Goodspeed's firm represented Anderson in the Anderson suit. Goodspeed, personally, as a defendant, was interested in the settlement of the Mahar suit. Goodspeed had been the attorney for many years for Anderson, Evans, Davenport, Wright, and Blackstone, and he knew, personally, the Bells, and had worked with them on matters relating to the First National Bank of San Pedro. All of the above persons were stockholders in petitioner. As individual clients of Goodspeed they had followed his advice in the past. Goodspeed was the most active stockholder in petitioner from the standpoint of time spent in taking interest in its affairs, as well as the largest stockholder. His interest in the settlement of the Anderson suit was largely personal.
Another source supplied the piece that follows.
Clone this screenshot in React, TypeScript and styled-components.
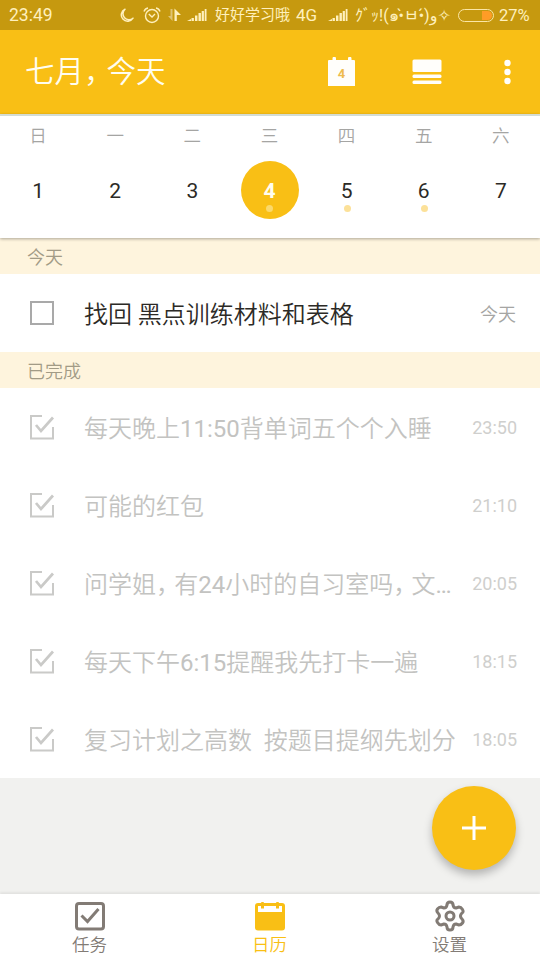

During all the time that he was consulted by Works and Mayock, Goodspeed did not at any time tell them that he was authorized*106 by the officers of petitioner to negotiate with them for a sale by petitioner of its block of Van Camp stock. Goodspeed had ascertained as early as August 5, 1938, that a sale of the Van Camp stock by petitioner would entail a tax of about $17,000 on petitioner, and he had so advised Mayock by a letter bearing that date. At that time, also, he had made it clear that it was his own view that the Van Camp stock held by petitioner could be acquired only by either a purchase of all of petitioner's capital stock by the Phister group, or a purchase from the liquidating distributees of petitioner after petitioner had made a distribution of its assets, consisting of the Van Camp stock. In October and before, Goodspeed had been told that the Phister group would not consider purchasing all of petitioner's capital stock and it was clear to him that if any settlement were worked out a liquidation of petitioner would be involved. He did not wish to present any of the projected plan to petitioner's stockholders, some of which resided outside California, until a plan had been perfected to a degree that he personally approved. It was not until the middle of December that he personally approved the*107 details of the plan which had been under the consideration of Works, Mayock, and himself. When so satisfied, Goodspeed, on December 16, 1938, wrote a five-page letter to all of petitioner's stockholders on a letterhead of his firm fully outlining to them the entire situation. He prefaced the letter by calling attention to the fact that his firm was the legal counsel for petitioner.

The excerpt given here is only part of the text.